You’ve got to love those Victorians. They liked a nice stroll and created some lovely places where they could ‘take the air’. Funny isn’t it, how there are some amazing green spaces in the middle of the most built-up areas. Sometimes cities do green spaces extremely well.
Nottingham has plenty of green spaces – in fact, I’m pretty sure I read somewhere that it has the largest number of Green Flag green spaces outside London (or something like that). The oldest is the Arboretum, just a lovely place to got for a little perambulation.
Nottingham Arboretum is the city’s oldest public park and is just a short walk from the city centre – or you can hop on a tram – but that’s a little idle, so I walked.
The Arboretum covers 17 acres and was opened in 1852 in front of an estimated crowd of 30,000 people. Designed and laid out by one Samuel Curtis, botanist of the time, it was originally planted with more than 1,000 specimens of trees and shrubs. Sadly, one thing the Victorians weren’t quite so successful at was decent air quality and many of the original plants suffocated to death due to the industrial smog.
The park was laid out on the side of a hill, with wide sweeping lawns, winding paths, an ornamental pond, an aviary and expansive flower beds. It is said it was the inspiration for Neverland in JM Barrie’s Peter Pan (JM Barrie lived and worked here for a time).
The pond has a brick base. It sits next to a number of small aviaries. There are public toilets here – all good parks should have those – and dotted about the park are statues of some of the town’s great and good.
This is Samuel Morley (top right, not bottom left). He was an MP and businessman. He made stockings. Morley founded the city’s first children’s library, introduced old aged pensions for his workers and was a huge proponent of universal suffrage – a man with vision, obviously.
Nottingham City Council looks after the Arboretum, and does it very well. Trees have been replanted and there are now around 800 specimens from all over the world. You can see a mop head maple from Belgium, a blue atlas cedar from North Africa, an Armenian hawthorn or a Chinese pagoda tree. In fact, if you’re really interested, download the tree trail from the Visit Nottinghamshire website and go and see these amazing trees for yourself.
You can also download a heritage trail map from the same place that will guide you on a leisurely stroll around a number of points of interest in the Arboretum.
This is the Chinese Bell Tower that was built in 1862. It used to house a bell looted from a temple in Canton during the Opium Wars. The original bell is now in the regimental museum of whichever regiment stole it in the first place. The bell in the tower was replaced with a replica. Two of the guns are fakes too. Well, actually they are not pretending to be anything that they aren’t, they were made in a Nottingham foundry to add balance to the bell tower monument and stand alongside two originals from the Crimean War.
You can wander in this peace and tranquility for ages and, because of the twists and turns of the paths and the planting beds, it can seem as though you have the place to yourself, though there may be many people there.
Often it’s some dog walkers, families out for a stroll or people sitting in the sunshine reading.
Sometimes, though, the Arboretum plays hosts to large events.
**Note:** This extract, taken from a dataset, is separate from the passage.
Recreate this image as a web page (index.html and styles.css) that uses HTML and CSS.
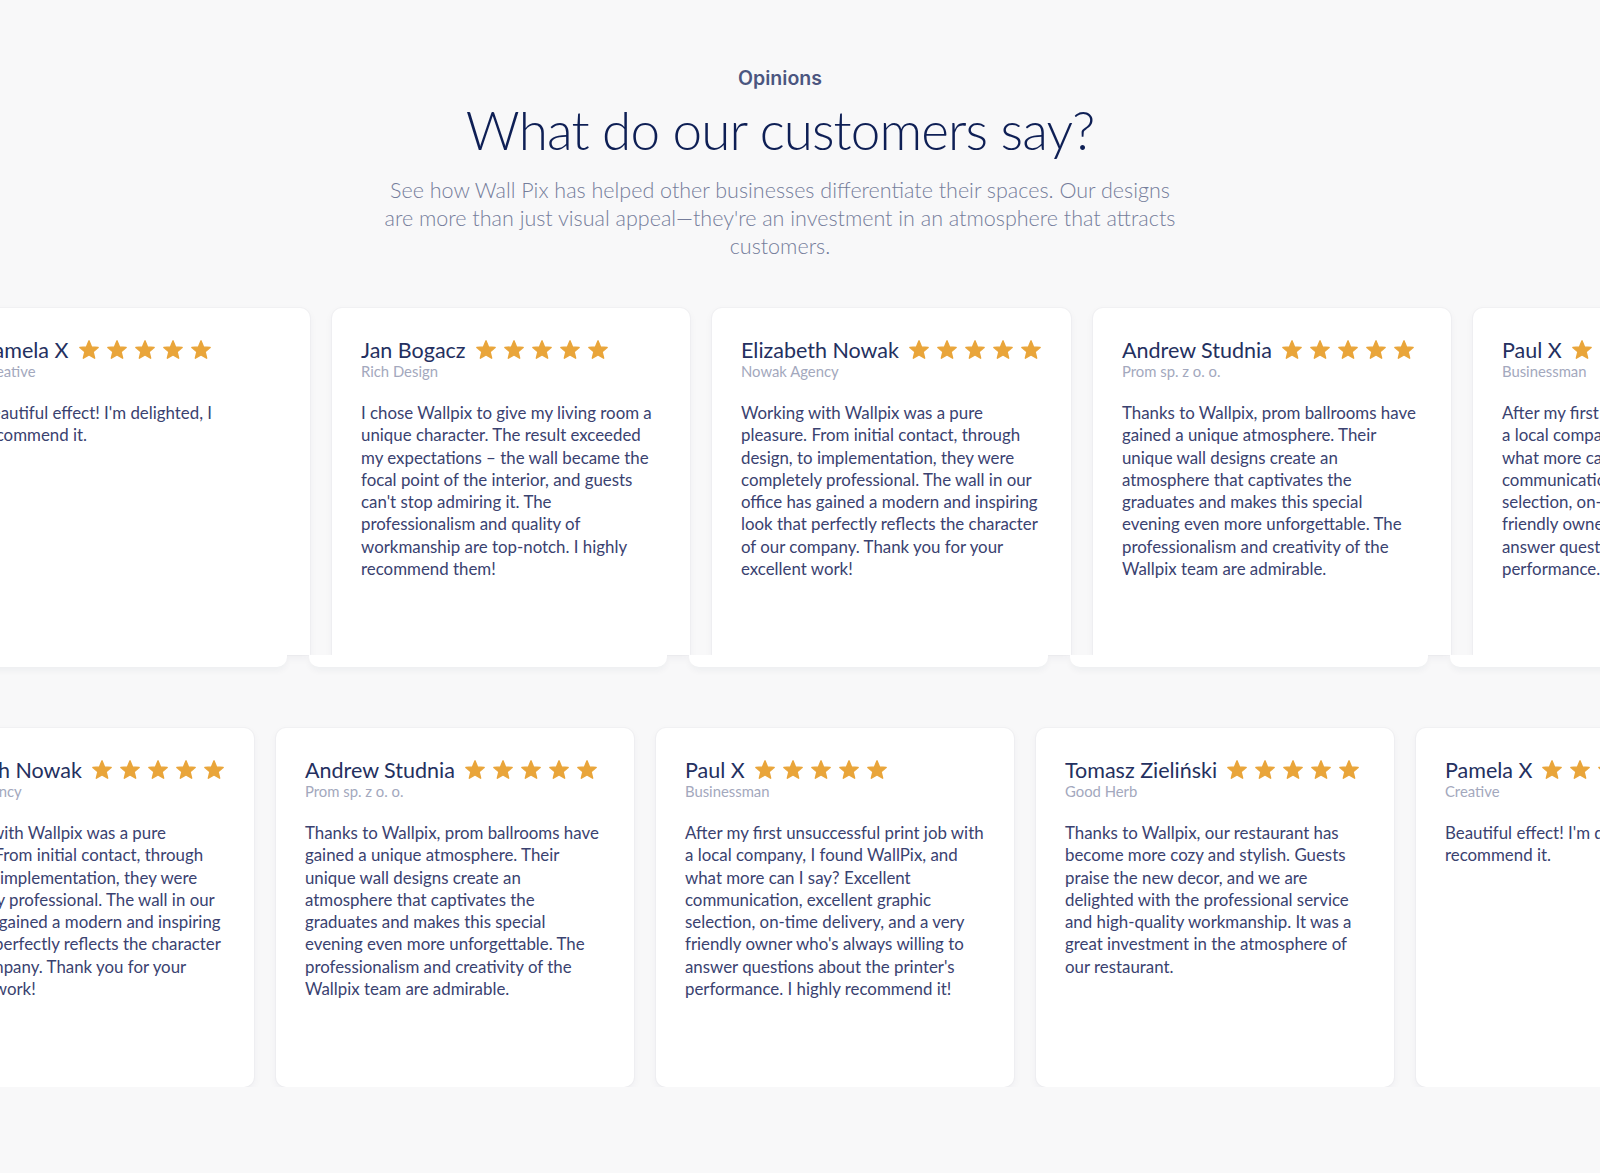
FILE: index.html
```html
<!DOCTYPE html>
<html lang="en">
<head>
<meta charset="utf-8">
<title>Opinions</title>
<link rel="stylesheet" href="styles.css">
</head>
<body>
<svg class="defs" width="0" height="0" aria-hidden="true">
  <symbol id="star" viewBox="0 0 24 24">
    <path d="M12 17.27L18.18 21l-1.64-7.03L22 9.24l-7.19-.61L12 2 9.19 8.63 2 9.24l5.46 4.73L5.82 21z" fill="#e9a53a" stroke="#e9a53a" stroke-width="1.5" stroke-linejoin="round"/>
  </symbol>
</svg>
<section class="opinions">
  <header class="intro">
    <p class="eyebrow">Opinions</p>
    <h2 class="title">What do our customers say?</h2>
    <p class="lead">See how Wall Pix has helped other businesses differentiate their spaces. Our designs are more than just visual appeal—they're an investment in an atmosphere that attracts customers.</p>
  </header>

  <div class="track track-1">
    <article class="card">
      <div class="who"><h3 class="name">Pamela X</h3><div class="stars"><svg><use href="#star"/></svg><svg><use href="#star"/></svg><svg><use href="#star"/></svg><svg><use href="#star"/></svg><svg><use href="#star"/></svg></div></div>
      <p class="role">Creative</p>
      <p class="text">Beautiful effect! I'm delighted, I recommend it.</p>
    </article>
    <article class="card">
      <div class="who"><h3 class="name">Jan Bogacz</h3><div class="stars"><svg><use href="#star"/></svg><svg><use href="#star"/></svg><svg><use href="#star"/></svg><svg><use href="#star"/></svg><svg><use href="#star"/></svg></div></div>
      <p class="role">Rich Design</p>
      <p class="text">I chose Wallpix to give my living room a unique character. The result exceeded my expectations – the wall became the focal point of the interior, and guests can't stop admiring it. The professionalism and quality of workmanship are top-notch. I highly recommend them!</p>
    </article>
    <article class="card">
      <div class="who"><h3 class="name">Elizabeth Nowak</h3><div class="stars"><svg><use href="#star"/></svg><svg><use href="#star"/></svg><svg><use href="#star"/></svg><svg><use href="#star"/></svg><svg><use href="#star"/></svg></div></div>
      <p class="role">Nowak Agency</p>
      <p class="text">Working with Wallpix was a pure pleasure. From initial contact, through design, to implementation, they were completely professional. The wall in our office has gained a modern and inspiring look that perfectly reflects the character of our company. Thank you for your excellent work!</p>
    </article>
    <article class="card">
      <div class="who"><h3 class="name">Andrew Studnia</h3><div class="stars"><svg><use href="#star"/></svg><svg><use href="#star"/></svg><svg><use href="#star"/></svg><svg><use href="#star"/></svg><svg><use href="#star"/></svg></div></div>
      <p class="role">Prom sp. z o. o.</p>
      <p class="text">Thanks to Wallpix, prom ballrooms have gained a unique atmosphere. Their unique wall designs create an atmosphere that captivates the graduates and makes this special evening even more unforgettable. The professionalism and creativity of the Wallpix team are admirable.</p>
    </article>
    <article class="card">
      <div class="who"><h3 class="name">Paul X</h3><div class="stars"><svg><use href="#star"/></svg><svg><use href="#star"/></svg><svg><use href="#star"/></svg><svg><use href="#star"/></svg><svg><use href="#star"/></svg></div></div>
      <p class="role">Businessman</p>
      <p class="text">After my first unsuccessful print job with a local company, I found WallPix, and what more can I say? Excellent communication, excellent graphic selection, on-time delivery, and a very friendly owner who's always willing to answer questions about the printer's performance. I highly recommend it!</p>
    </article>
  </div>

  <div class="track track-2">
    <article class="card">
      <div class="who"><h3 class="name">Elizabeth Nowak</h3><div class="stars"><svg><use href="#star"/></svg><svg><use href="#star"/></svg><svg><use href="#star"/></svg><svg><use href="#star"/></svg><svg><use href="#star"/></svg></div></div>
      <p class="role">Nowak Agency</p>
      <p class="text">Working with Wallpix was a pure pleasure. From initial contact, through design, to implementation, they were completely professional. The wall in our office has gained a modern and inspiring look that perfectly reflects the character of our company. Thank you for your excellent work!</p>
    </article>
    <article class="card">
      <div class="who"><h3 class="name">Andrew Studnia</h3><div class="stars"><svg><use href="#star"/></svg><svg><use href="#star"/></svg><svg><use href="#star"/></svg><svg><use href="#star"/></svg><svg><use href="#star"/></svg></div></div>
      <p class="role">Prom sp. z o. o.</p>
      <p class="text">Thanks to Wallpix, prom ballrooms have gained a unique atmosphere. Their unique wall designs create an atmosphere that captivates the graduates and makes this special evening even more unforgettable. The professionalism and creativity of the Wallpix team are admirable.</p>
    </article>
    <article class="card">
      <div class="who"><h3 class="name">Paul X</h3><div class="stars"><svg><use href="#star"/></svg><svg><use href="#star"/></svg><svg><use href="#star"/></svg><svg><use href="#star"/></svg><svg><use href="#star"/></svg></div></div>
      <p class="role">Businessman</p>
      <p class="text">After my first unsuccessful print job with a local company, I found WallPix, and what more can I say? Excellent communication, excellent graphic selection, on-time delivery, and a very friendly owner who's always willing to answer questions about the printer's performance. I highly recommend it!</p>
    </article>
    <article class="card">
      <div class="who"><h3 class="name">Tomasz Zieliński</h3><div class="stars"><svg><use href="#star"/></svg><svg><use href="#star"/></svg><svg><use href="#star"/></svg><svg><use href="#star"/></svg><svg><use href="#star"/></svg></div></div>
      <p class="role">Good Herb</p>
      <p class="text">Thanks to Wallpix, our restaurant has become more cozy and stylish. Guests praise the new decor, and we are delighted with the professional service and high-quality workmanship. It was a great investment in the atmosphere of our restaurant.</p>
    </article>
    <article class="card">
      <div class="who"><h3 class="name">Pamela X</h3><div class="stars"><svg><use href="#star"/></svg><svg><use href="#star"/></svg><svg><use href="#star"/></svg><svg><use href="#star"/></svg><svg><use href="#star"/></svg></div></div>
      <p class="role">Creative</p>
      <p class="text">Beautiful effect! I'm delighted, I recommend it.</p>
    </article>
  </div>
</section>
</body>
</html>
```
FILE: styles.css
```css
* { box-sizing: border-box; }

html, body {
  margin: 0;
  padding: 0;
}

body {
  background: #f8f8f9;
  font-family: Lato, "Open Sans", sans-serif;
  height: 1173px;
  overflow: hidden;
}

.defs {
  position: absolute;
  width: 0;
  height: 0;
}

.opinions {
  padding-top: 66px;
  overflow: hidden;
}

.intro {
  padding-right: 40px;
  text-align: center;
}

.eyebrow {
  margin: 0;
  font-family: Inter, Roboto, sans-serif;
  font-weight: 600;
  font-size: 19.5px;
  line-height: 24px;
  color: #4b5680;
}

.title {
  margin: 9.5px 0 0;
  font-weight: 300;
  font-size: 53px;
  letter-spacing: -0.9px;
  line-height: 60px;
  color: #0e1f55;
}

.lead {
  margin: 16.5px auto 0;
  max-width: 800px;
  font-weight: 300;
  font-size: 21.5px;
  line-height: 28px;
  color: #757d9b;
}

.track {
  display: flex;
  gap: 22px;
}

.track-1 {
  margin-top: 48px;
  margin-left: -48px;
}

.track-2 {
  margin-top: 73px;
  margin-left: -105px;
}

.card {
  position: relative;
  flex: 0 0 358px;
  height: 359px;
  padding: 30px 29px 0;
  background: #fff;
  border-radius: 10px;
  box-shadow: 0 3px 8px rgba(30, 40, 80, 0.05), 0 0 0 1px rgba(30, 40, 80, 0.025);
}

.track-1 .card {
  height: 347px;
  border-radius: 10px 10px 0 0;
}

.track-1 .card::after {
  content: "";
  position: absolute;
  left: -23px;
  top: 100%;
  width: 100%;
  height: 12px;
  background: #fff;
  border-radius: 0 0 10px 10px;
  box-shadow: 0 4px 6px rgba(30, 40, 80, 0.045);
}

.who {
  display: flex;
  align-items: center;
  gap: 9px;
}

.name {
  margin: 0;
  font-weight: 400;
  font-size: 21.5px;
  line-height: 24px;
  color: #243060;
  white-space: nowrap;
}

.stars {
  display: flex;
  gap: 6px;
}

.stars svg {
  width: 22px;
  height: 22px;
  display: block;
}

.role {
  margin: 0;
  font-size: 14.85px;
  line-height: 18px;
  color: #a3a8bd;
}

.text {
  margin: 22px 0 0;
  font-size: 16.87px;
  line-height: 22.3px;
  color: #3a4270;
}
```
This photo is from the Pagan Festival Phill and I went to a couple of weeks ago. Tomorrow (Sunday) we’re heading there for the culmination of Nottingham’s 30th anniversary Mela, which I am really looking forward to.
Good use is made of the bandstand at these events, and also for the Music in the Park season that has seen bands from all over the area perform there. The Bandstand was once located in Nottingham Castle gardens but was moved to the Arboretum in the 1880s. It is a Grade II listed structure.
Also with Grade II listed status are the Waverley Lodge and the entrance gate to Waverley Street.
The lodge was once the home of the head gardener. Now it houses The Arboretum Café. I went, I tasted, I reviewed – and you can read that here. (For those of you who can’t be bothered with that, I liked it).
You can also read, on the plaques above the bay window at the front, the names of the venerable gentlemen who came up with the idea of the Arboretum and who brought it to fruition. We owe them a debt of thanks. It was created to be ‘a place of education and recreation for the benefit of the residents of Nottingham’ and more than 165 years since it opened its gates, that is precisely what it remains.